Cortex A76 µarch - Backend

Switching to the back-end of the core we have a look at the execution core. 

The integer core contains 6 issue queues and execution ports (4 depicted in the slide plus 2 load/store pipelines). There are 3 integer execution pipelines – two ALUs capable of simple arithmetic operations and a complex pipeline handling also multiplication, division and CRC ops. The three integer pipelines are served by 16 deep issue queues. The same size issue queue can also be found serving the single branch execution port.

Two load/store units are the remaining ports of the integer core and are each served by two 12 deep issue queues. The issue queue stages are 3 cycles deep and while I mentioned that the rename/dispatch is 1 stage deep, the dispatch stage actually overlaps with the first cycle of the issue queues stages.

The ASIMD/floating point core contains two pipelines which are served by two 16-deep issue queues.

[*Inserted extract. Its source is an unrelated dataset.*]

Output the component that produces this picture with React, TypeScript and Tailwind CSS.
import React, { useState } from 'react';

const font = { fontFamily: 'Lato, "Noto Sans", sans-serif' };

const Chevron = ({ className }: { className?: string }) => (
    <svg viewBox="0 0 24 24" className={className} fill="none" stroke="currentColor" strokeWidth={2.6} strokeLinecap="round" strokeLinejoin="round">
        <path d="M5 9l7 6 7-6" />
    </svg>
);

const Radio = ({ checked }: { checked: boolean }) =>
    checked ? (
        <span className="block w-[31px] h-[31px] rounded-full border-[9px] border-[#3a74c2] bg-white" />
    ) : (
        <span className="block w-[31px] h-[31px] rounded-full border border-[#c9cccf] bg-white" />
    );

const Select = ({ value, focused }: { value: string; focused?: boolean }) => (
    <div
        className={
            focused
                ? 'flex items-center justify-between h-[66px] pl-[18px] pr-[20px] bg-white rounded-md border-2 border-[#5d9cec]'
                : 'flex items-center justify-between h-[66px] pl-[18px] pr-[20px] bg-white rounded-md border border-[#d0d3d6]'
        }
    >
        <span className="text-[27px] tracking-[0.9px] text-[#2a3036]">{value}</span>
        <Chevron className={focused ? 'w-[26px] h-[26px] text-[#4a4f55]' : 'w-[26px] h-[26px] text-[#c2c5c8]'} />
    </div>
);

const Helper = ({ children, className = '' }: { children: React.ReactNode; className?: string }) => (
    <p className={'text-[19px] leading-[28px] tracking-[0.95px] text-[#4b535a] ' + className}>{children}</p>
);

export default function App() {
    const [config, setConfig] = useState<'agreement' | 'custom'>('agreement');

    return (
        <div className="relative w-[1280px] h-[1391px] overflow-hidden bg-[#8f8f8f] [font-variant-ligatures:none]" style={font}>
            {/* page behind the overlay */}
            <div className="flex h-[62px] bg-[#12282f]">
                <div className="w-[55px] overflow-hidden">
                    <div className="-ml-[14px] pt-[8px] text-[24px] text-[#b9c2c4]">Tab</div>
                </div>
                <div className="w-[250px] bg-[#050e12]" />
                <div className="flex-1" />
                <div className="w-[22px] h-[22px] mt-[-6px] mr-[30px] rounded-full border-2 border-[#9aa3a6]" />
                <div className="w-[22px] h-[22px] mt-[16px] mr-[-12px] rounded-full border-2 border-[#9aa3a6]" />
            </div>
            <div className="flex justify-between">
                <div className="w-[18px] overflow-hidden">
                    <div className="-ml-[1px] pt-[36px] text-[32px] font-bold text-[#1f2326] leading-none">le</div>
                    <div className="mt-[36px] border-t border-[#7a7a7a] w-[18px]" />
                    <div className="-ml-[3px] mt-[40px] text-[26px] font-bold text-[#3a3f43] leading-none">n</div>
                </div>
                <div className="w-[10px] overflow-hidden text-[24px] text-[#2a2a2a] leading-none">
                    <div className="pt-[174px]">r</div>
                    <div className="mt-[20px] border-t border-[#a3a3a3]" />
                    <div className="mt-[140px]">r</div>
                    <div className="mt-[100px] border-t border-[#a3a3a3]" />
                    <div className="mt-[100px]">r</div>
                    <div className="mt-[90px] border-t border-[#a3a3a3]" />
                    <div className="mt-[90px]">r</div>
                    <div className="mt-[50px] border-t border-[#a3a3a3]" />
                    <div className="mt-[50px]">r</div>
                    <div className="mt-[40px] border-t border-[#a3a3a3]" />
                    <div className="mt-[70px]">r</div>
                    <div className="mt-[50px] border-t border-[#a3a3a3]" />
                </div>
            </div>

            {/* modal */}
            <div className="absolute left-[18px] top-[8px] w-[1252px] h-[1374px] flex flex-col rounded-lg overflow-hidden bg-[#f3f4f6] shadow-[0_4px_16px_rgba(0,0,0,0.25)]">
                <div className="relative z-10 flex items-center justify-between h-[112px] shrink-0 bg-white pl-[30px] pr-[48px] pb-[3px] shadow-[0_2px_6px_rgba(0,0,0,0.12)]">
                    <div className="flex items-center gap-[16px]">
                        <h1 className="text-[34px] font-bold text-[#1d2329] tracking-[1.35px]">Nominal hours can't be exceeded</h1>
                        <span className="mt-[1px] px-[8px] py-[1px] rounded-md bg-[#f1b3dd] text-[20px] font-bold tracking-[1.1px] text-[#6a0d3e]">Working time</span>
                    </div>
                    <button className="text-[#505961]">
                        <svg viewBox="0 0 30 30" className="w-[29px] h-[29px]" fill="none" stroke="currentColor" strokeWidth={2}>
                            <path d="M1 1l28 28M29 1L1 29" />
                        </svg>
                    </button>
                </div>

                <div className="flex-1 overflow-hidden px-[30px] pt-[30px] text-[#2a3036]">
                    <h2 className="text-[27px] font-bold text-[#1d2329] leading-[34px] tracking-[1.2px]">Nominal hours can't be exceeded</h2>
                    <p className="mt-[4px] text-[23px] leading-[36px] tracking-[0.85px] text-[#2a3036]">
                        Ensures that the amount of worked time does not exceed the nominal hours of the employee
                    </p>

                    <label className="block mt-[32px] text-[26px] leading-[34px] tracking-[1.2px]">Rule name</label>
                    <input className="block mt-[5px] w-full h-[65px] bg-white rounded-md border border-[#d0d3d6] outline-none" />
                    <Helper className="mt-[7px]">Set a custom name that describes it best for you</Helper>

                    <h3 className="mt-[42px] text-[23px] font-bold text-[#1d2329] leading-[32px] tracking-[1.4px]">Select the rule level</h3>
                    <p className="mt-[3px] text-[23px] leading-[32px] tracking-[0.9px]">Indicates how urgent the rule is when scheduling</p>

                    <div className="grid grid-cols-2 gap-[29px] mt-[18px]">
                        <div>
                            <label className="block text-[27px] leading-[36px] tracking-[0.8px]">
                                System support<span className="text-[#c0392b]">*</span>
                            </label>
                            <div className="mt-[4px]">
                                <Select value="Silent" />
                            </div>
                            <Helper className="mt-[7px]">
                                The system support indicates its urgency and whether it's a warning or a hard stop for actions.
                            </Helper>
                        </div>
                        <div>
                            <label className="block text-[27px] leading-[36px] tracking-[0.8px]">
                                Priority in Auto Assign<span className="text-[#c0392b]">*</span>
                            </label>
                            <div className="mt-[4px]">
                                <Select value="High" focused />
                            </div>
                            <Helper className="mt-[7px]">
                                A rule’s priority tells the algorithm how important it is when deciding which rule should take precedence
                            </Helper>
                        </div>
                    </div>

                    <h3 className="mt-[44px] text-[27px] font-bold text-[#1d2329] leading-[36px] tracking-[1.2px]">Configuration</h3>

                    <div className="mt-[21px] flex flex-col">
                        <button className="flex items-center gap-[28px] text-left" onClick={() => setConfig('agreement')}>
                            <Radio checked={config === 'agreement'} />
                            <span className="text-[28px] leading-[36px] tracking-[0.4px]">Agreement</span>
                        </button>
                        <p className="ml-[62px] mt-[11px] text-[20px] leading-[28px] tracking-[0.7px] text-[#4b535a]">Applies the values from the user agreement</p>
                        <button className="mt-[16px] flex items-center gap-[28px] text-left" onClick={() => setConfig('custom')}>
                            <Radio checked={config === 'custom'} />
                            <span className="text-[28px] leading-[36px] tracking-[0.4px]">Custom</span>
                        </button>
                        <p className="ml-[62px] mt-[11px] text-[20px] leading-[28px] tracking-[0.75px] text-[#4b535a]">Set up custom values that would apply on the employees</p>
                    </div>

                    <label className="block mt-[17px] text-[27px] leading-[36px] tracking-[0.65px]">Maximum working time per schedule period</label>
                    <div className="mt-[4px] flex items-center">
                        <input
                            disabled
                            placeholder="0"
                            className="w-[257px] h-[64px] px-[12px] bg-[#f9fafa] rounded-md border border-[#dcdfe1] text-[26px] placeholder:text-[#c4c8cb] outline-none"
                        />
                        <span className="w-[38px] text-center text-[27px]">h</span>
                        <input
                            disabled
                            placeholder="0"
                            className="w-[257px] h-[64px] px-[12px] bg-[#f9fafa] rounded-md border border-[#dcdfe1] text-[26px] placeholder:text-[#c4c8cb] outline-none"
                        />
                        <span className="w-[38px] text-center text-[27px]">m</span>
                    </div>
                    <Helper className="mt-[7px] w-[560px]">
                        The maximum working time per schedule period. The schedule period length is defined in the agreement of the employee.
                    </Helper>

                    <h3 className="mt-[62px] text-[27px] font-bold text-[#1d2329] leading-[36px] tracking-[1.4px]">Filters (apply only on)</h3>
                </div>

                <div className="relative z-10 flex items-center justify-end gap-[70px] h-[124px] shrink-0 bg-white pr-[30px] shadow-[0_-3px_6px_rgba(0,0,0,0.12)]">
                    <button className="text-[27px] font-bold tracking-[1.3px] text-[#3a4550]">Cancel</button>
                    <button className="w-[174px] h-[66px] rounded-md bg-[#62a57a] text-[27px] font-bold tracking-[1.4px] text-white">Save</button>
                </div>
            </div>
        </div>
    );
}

When it comes to the backend of a CPU core the two most important metrics are instruction throughput and latency. Where the A76 in particular improves a lot is in terms of instruction latency as it’s able to shave off cycles on very important instructions.

To better overview the improvements I created a table with the most common instruction types. The execution throughput and latencies presented here are for AArch64 instructions and if not otherwise noted represent operations on 64-bit data for integer and 64bit (double precision) FP.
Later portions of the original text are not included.